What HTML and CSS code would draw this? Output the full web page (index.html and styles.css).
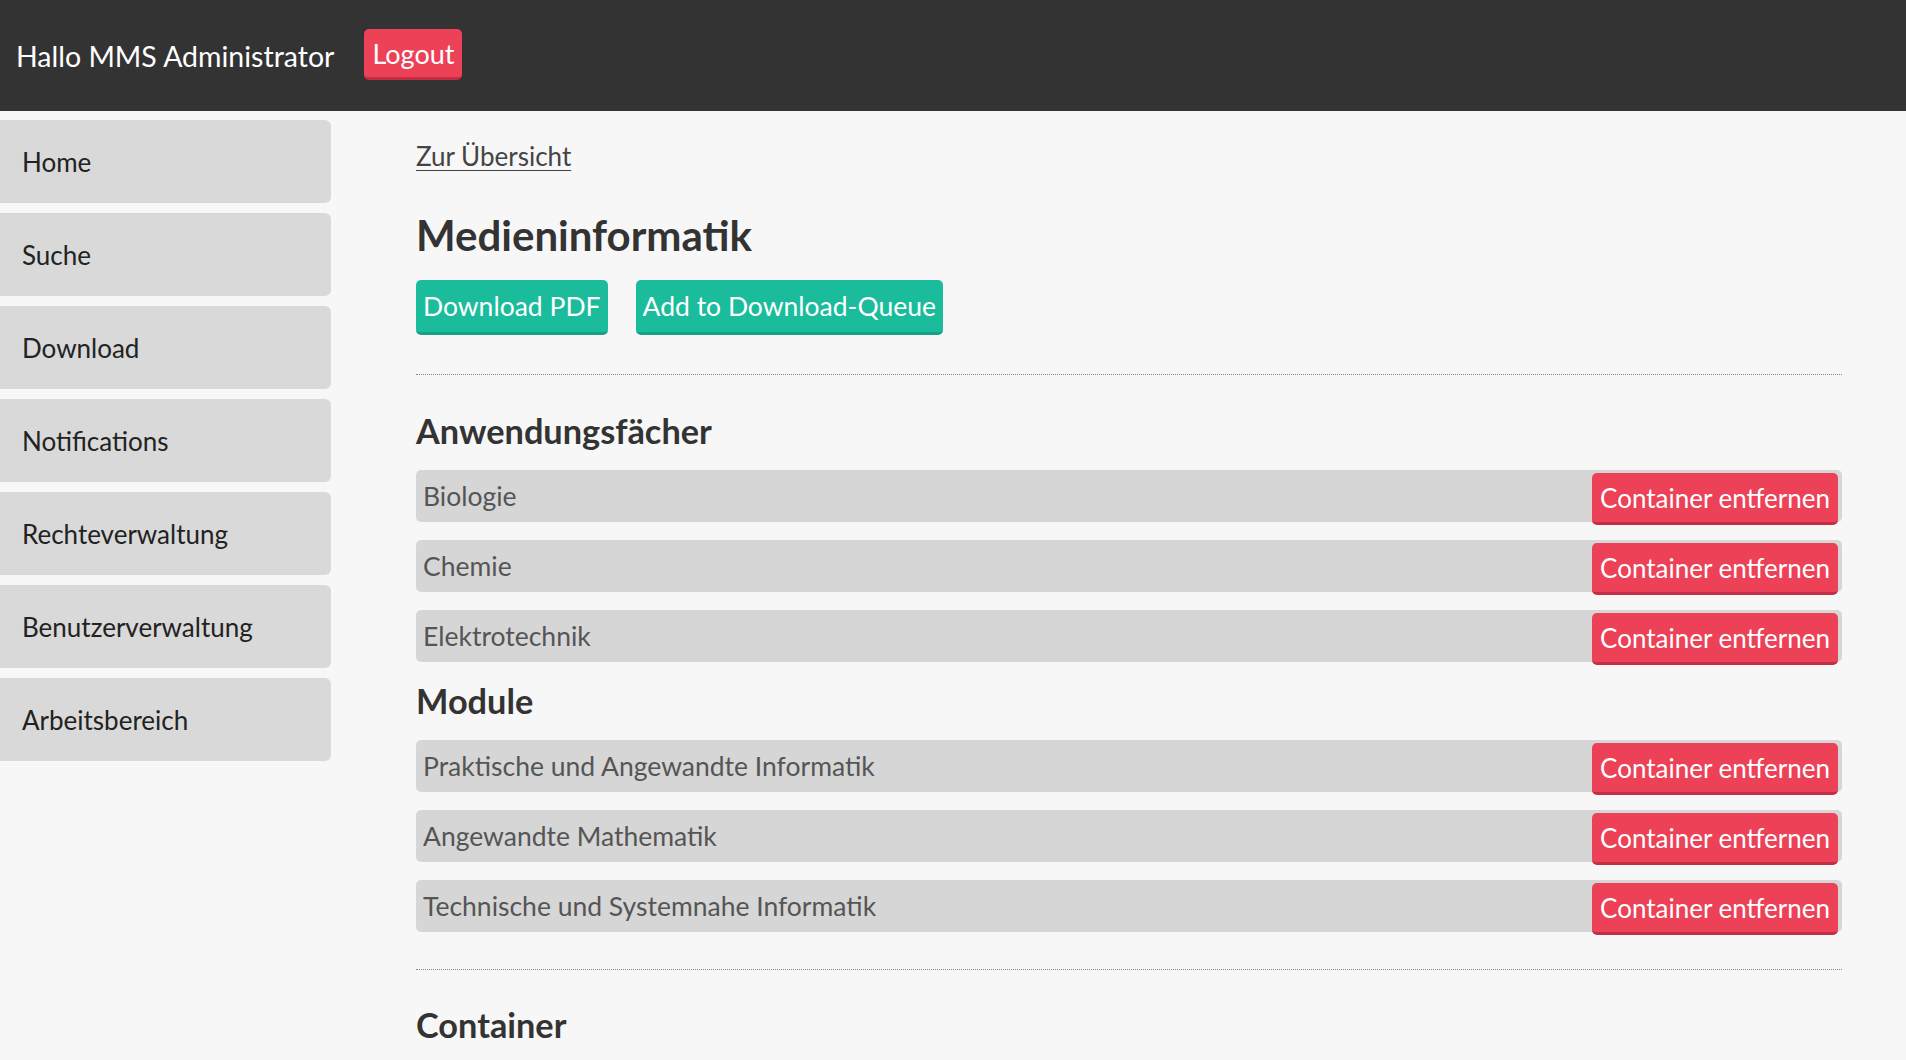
FILE: index.html
```html
<!DOCTYPE html>
<html lang="de">
<head>
<meta charset="utf-8">
<title>Medieninformatik</title>
<link rel="stylesheet" href="styles.css">
</head>
<body>
<header class="topbar">
  <span class="greeting">Hallo MMS Administrator</span>
  <a class="btn btn-red logout" href="#">Logout</a>
</header>
<div class="layout">
  <nav class="sidebar">
    <a class="nav-item" href="#">Home</a>
    <a class="nav-item" href="#">Suche</a>
    <a class="nav-item" href="#">Download</a>
    <a class="nav-item" href="#">Notifications</a>
    <a class="nav-item" href="#">Rechteverwaltung</a>
    <a class="nav-item" href="#">Benutzerverwaltung</a>
    <a class="nav-item" href="#">Arbeitsbereich</a>
  </nav>
  <main class="content">
    <a class="back-link" href="#">Zur Übersicht</a>
    <h1 class="title">Medieninformatik</h1>
    <div class="actions">
      <a class="btn btn-green" href="#">Download PDF</a>
      <a class="btn btn-green" href="#">Add to Download-Queue</a>
    </div>
    <hr class="sep">
    <h2 class="section-title">Anwendungsfächer</h2>
    <ul class="list">
      <li class="row"><span class="row-name">Biologie</span><a class="btn btn-red row-btn" href="#">Container entfernen</a></li>
      <li class="row"><span class="row-name">Chemie</span><a class="btn btn-red row-btn" href="#">Container entfernen</a></li>
      <li class="row"><span class="row-name">Elektrotechnik</span><a class="btn btn-red row-btn" href="#">Container entfernen</a></li>
    </ul>
    <h2 class="section-title section-tight">Module</h2>
    <ul class="list">
      <li class="row"><span class="row-name">Praktische und Angewandte Informatik</span><a class="btn btn-red row-btn" href="#">Container entfernen</a></li>
      <li class="row"><span class="row-name">Angewandte Mathematik</span><a class="btn btn-red row-btn" href="#">Container entfernen</a></li>
      <li class="row"><span class="row-name">Technische und Systemnahe Informatik</span><a class="btn btn-red row-btn" href="#">Container entfernen</a></li>
    </ul>
    <hr class="sep sep-bottom">
    <h2 class="section-title section-last">Container</h2>
  </main>
</div>
</body>
</html>
```
FILE: styles.css
```css
* { box-sizing: border-box; }
html, body { margin: 0; padding: 0; }
body {
  background: #f7f7f7;
  font-family: Lato, "Noto Sans", sans-serif;
  color: #333;
  overflow: hidden;
  height: 1060px;
}
a { text-decoration: none; }

.topbar {
  height: 111px;
  background: #333333;
  display: flex;
  align-items: center;
  padding-left: 16px;
  gap: 30px;
}
.greeting {
  color: #ffffff;
  font-size: 28.5px;
}

.btn {
  display: inline-flex;
  align-items: center;
  border-radius: 5px;
  color: #ffffff;
  white-space: nowrap;
}
.btn-red {
  background: #ec4157;
  border-bottom: 3px solid #c22f45;
}
.btn-green {
  background: #1abc9c;
  border-bottom: 3px solid #16a085;
  height: 55px;
  padding: 0 7px;
  font-size: 26.5px;
}
.logout {
  height: 51px;
  padding: 0 8px;
  font-size: 27px;
  margin-top: -2px;
}

.layout {
  display: flex;
  align-items: flex-start;
  padding-top: 9px;
}
.sidebar {
  width: 331px;
  flex: none;
  display: flex;
  flex-direction: column;
  gap: 10px;
}
.nav-item {
  height: 83px;
  background: #d9d9d9;
  border-radius: 0 6px 6px 0;
  display: flex;
  align-items: center;
  padding-left: 22px;
  font-size: 26px;
  color: #222;
}

.content {
  flex: 1;
  padding: 21px 64px 0 85px;
  display: flex;
  flex-direction: column;
  align-items: flex-start;
}
.back-link {
  color: #444;
  font-size: 26px;
  text-decoration: underline;
  text-underline-offset: 4px;
  text-decoration-thickness: 1px;
  line-height: 30px;
}
.title {
  margin: 41px 0 0;
  font-size: 42px;
  font-weight: bold;
  line-height: 46px;
  color: #333;
}
.actions {
  display: flex;
  gap: 28px;
  margin-top: 22px;
}
.sep {
  align-self: stretch;
  border: 0;
  border-top: 1px dotted #888;
  margin: 39px 0 0;
  height: 0;
}
.section-title {
  margin: 36px 0 0;
  font-size: 34.3px;
  font-weight: bold;
  line-height: 40px;
  color: #333;
}
.section-tight { margin-top: 19px; }
.section-last { margin-top: 35px; }
.list {
  list-style: none;
  margin: 19px 0 0;
  padding: 0;
  align-self: stretch;
  display: flex;
  flex-direction: column;
  gap: 18px;
}
.row {
  height: 52px;
  background: #d6d6d6;
  border-radius: 5px;
  display: flex;
  align-items: flex-start;
  justify-content: space-between;
  padding: 0 4px 0 7px;
}
.row-name {
  font-size: 26.5px;
  color: #555;
  line-height: 52px;
}
.row-btn {
  margin-top: 3px;
  height: 52px;
  padding: 0 8px;
  font-size: 26px;
  flex: none;
}
.sep-bottom { margin-top: 37px; }
```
+++
_WORK TO COMPLETE_
Omit the pictures, then output the rest of the listing exactly.

_RESPONSE FOR THIS EXERCISE_
What HTML and CSS code would draw this? Output the full web page (index.html and styles.css).
FILE: index.html
```html
<!DOCTYPE html>
<html lang="de">
<head>
<meta charset="utf-8">
<title>Medieninformatik</title>
<link rel="stylesheet" href="styles.css">
</head>
<body>
<header class="topbar">
  <span class="greeting">Hallo MMS Administrator</span>
  <a class="btn btn-red logout" href="#">Logout</a>
</header>
<div class="layout">
  <nav class="sidebar">
    <a class="nav-item" href="#">Home</a>
    <a class="nav-item" href="#">Suche</a>
    <a class="nav-item" href="#">Download</a>
    <a class="nav-item" href="#">Notifications</a>
    <a class="nav-item" href="#">Rechteverwaltung</a>
    <a class="nav-item" href="#">Benutzerverwaltung</a>
    <a class="nav-item" href="#">Arbeitsbereich</a>
  </nav>
  <main class="content">
    <a class="back-link" href="#">Zur Übersicht</a>
    <h1 class="title">Medieninformatik</h1>
    <div class="actions">
      <a class="btn btn-green" href="#">Download PDF</a>
      <a class="btn btn-green" href="#">Add to Download-Queue</a>
    </div>
    <hr class="sep">
    <h2 class="section-title">Anwendungsfächer</h2>
    <ul class="list">
      <li class="row"><span class="row-name">Biologie</span><a class="btn btn-red row-btn" href="#">Container entfernen</a></li>
      <li class="row"><span class="row-name">Chemie</span><a class="btn btn-red row-btn" href="#">Container entfernen</a></li>
      <li class="row"><span class="row-name">Elektrotechnik</span><a class="btn btn-red row-btn" href="#">Container entfernen</a></li>
    </ul>
    <h2 class="section-title section-tight">Module</h2>
    <ul class="list">
      <li class="row"><span class="row-name">Praktische und Angewandte Informatik</span><a class="btn btn-red row-btn" href="#">Container entfernen</a></li>
      <li class="row"><span class="row-name">Angewandte Mathematik</span><a class="btn btn-red row-btn" href="#">Container entfernen</a></li>
      <li class="row"><span class="row-name">Technische und Systemnahe Informatik</span><a class="btn btn-red row-btn" href="#">Container entfernen</a></li>
    </ul>
    <hr class="sep sep-bottom">
    <h2 class="section-title section-last">Container</h2>
  </main>
</div>
</body>
</html>
```
FILE: styles.css
```css
* { box-sizing: border-box; }
html, body { margin: 0; padding: 0; }
body {
  background: #f7f7f7;
  font-family: Lato, "Noto Sans", sans-serif;
  color: #333;
  overflow: hidden;
  height: 1060px;
}
a { text-decoration: none; }

.topbar {
  height: 111px;
  background: #333333;
  display: flex;
  align-items: center;
  padding-left: 16px;
  gap: 30px;
}
.greeting {
  color: #ffffff;
  font-size: 28.5px;
}

.btn {
  display: inline-flex;
  align-items: center;
  border-radius: 5px;
  color: #ffffff;
  white-space: nowrap;
}
.btn-red {
  background: #ec4157;
  border-bottom: 3px solid #c22f45;
}
.btn-green {
  background: #1abc9c;
  border-bottom: 3px solid #16a085;
  height: 55px;
  padding: 0 7px;
  font-size: 26.5px;
}
.logout {
  height: 51px;
  padding: 0 8px;
  font-size: 27px;
  margin-top: -2px;
}

.layout {
  display: flex;
  align-items: flex-start;
  padding-top: 9px;
}
.sidebar {
  width: 331px;
  flex: none;
  display: flex;
  flex-direction: column;
  gap: 10px;
}
.nav-item {
  height: 83px;
  background: #d9d9d9;
  border-radius: 0 6px 6px 0;
  display: flex;
  align-items: center;
  padding-left: 22px;
  font-size: 26px;
  color: #222;
}

.content {
  flex: 1;
  padding: 21px 64px 0 85px;
  display: flex;
  flex-direction: column;
  align-items: flex-start;
}
.back-link {
  color: #444;
  font-size: 26px;
  text-decoration: underline;
  text-underline-offset: 4px;
  text-decoration-thickness: 1px;
  line-height: 30px;
}
.title {
  margin: 41px 0 0;
  font-size: 42px;
  font-weight: bold;
  line-height: 46px;
  color: #333;
}
.actions {
  display: flex;
  gap: 28px;
  margin-top: 22px;
}
.sep {
  align-self: stretch;
  border: 0;
  border-top: 1px dotted #888;
  margin: 39px 0 0;
  height: 0;
}
.section-title {
  margin: 36px 0 0;
  font-size: 34.3px;
  font-weight: bold;
  line-height: 40px;
  color: #333;
}
.section-tight { margin-top: 19px; }
.section-last { margin-top: 35px; }
.list {
  list-style: none;
  margin: 19px 0 0;
  padding: 0;
  align-self: stretch;
  display: flex;
  flex-direction: column;
  gap: 18px;
}
.row {
  height: 52px;
  background: #d6d6d6;
  border-radius: 5px;
  display: flex;
  align-items: flex-start;
  justify-content: space-between;
  padding: 0 4px 0 7px;
}
.row-name {
  font-size: 26.5px;
  color: #555;
  line-height: 52px;
}
.row-btn {
  margin-top: 3px;
  height: 52px;
  padding: 0 8px;
  font-size: 26px;
  flex: none;
}
.sep-bottom { margin-top: 37px; }
```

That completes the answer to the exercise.